* **STATED TASK**
Return each line of the listing that contains the string "index".

* **DATA SEGMENT**
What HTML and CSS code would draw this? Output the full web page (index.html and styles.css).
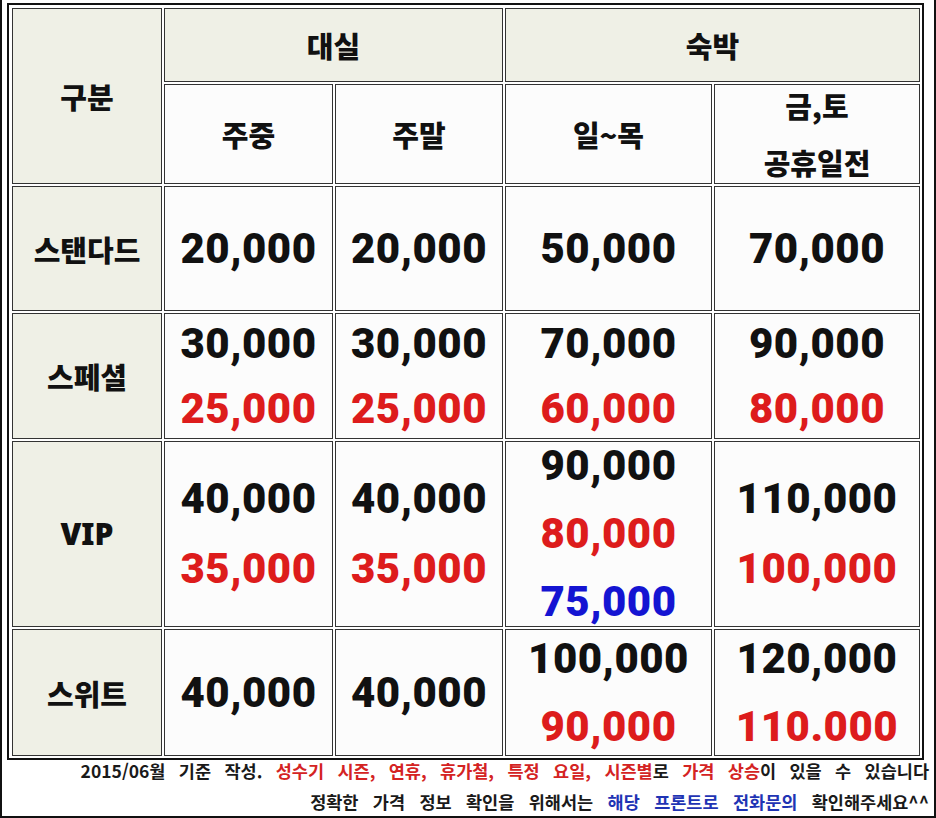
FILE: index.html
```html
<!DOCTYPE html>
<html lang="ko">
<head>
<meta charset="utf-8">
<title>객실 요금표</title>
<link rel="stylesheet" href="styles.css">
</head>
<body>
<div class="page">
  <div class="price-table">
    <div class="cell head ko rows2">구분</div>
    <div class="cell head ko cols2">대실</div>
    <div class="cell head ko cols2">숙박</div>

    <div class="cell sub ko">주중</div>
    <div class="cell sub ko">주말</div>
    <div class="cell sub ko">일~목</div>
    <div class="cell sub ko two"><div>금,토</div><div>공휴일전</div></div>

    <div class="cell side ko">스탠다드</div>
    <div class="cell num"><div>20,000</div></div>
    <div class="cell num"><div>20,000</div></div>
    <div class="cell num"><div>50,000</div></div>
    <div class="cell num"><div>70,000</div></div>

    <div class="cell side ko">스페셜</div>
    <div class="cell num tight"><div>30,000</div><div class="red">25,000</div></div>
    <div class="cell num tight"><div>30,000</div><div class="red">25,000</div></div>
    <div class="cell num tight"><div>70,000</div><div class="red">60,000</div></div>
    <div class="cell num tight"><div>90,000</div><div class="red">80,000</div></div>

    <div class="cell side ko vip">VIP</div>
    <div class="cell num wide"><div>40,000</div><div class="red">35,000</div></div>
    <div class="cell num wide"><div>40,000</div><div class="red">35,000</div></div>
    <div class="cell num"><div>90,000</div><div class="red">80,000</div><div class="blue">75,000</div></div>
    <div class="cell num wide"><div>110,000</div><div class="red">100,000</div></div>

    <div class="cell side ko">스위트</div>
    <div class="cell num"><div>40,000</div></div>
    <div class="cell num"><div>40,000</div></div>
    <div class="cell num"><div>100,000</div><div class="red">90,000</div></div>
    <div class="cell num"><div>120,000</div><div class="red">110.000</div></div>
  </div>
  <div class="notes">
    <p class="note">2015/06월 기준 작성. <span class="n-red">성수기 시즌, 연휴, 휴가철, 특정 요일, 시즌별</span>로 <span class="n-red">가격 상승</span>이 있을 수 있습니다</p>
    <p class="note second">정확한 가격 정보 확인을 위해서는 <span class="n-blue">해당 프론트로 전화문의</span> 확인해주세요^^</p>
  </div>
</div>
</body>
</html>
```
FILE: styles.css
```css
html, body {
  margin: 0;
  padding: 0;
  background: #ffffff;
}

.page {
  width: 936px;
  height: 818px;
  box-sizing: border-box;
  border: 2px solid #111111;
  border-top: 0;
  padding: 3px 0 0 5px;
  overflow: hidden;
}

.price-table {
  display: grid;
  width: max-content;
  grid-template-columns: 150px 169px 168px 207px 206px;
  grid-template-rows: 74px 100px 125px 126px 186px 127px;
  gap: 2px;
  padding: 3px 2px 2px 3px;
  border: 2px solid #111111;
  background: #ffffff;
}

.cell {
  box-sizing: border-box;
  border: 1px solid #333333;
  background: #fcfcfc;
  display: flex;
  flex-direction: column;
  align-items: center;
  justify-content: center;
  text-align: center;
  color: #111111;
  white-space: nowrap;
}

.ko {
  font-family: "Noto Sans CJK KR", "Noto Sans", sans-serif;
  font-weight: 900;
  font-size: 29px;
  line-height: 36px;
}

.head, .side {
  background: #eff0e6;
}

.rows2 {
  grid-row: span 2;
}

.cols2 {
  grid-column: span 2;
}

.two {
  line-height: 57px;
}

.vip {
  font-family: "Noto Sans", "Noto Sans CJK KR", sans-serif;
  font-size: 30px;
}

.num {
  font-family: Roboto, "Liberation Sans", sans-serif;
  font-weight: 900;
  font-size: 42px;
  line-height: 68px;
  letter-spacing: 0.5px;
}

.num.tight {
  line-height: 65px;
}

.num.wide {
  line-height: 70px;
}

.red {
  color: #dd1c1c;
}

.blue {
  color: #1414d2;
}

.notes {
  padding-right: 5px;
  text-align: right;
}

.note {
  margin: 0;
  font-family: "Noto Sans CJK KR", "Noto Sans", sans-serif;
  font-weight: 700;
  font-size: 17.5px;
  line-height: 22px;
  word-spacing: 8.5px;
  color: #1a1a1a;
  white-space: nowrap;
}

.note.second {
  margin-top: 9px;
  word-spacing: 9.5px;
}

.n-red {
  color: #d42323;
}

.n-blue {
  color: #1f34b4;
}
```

* **ANSWER TO THE TASK**
What HTML and CSS code would draw this? Output the full web page (index.html and styles.css).
FILE: index.html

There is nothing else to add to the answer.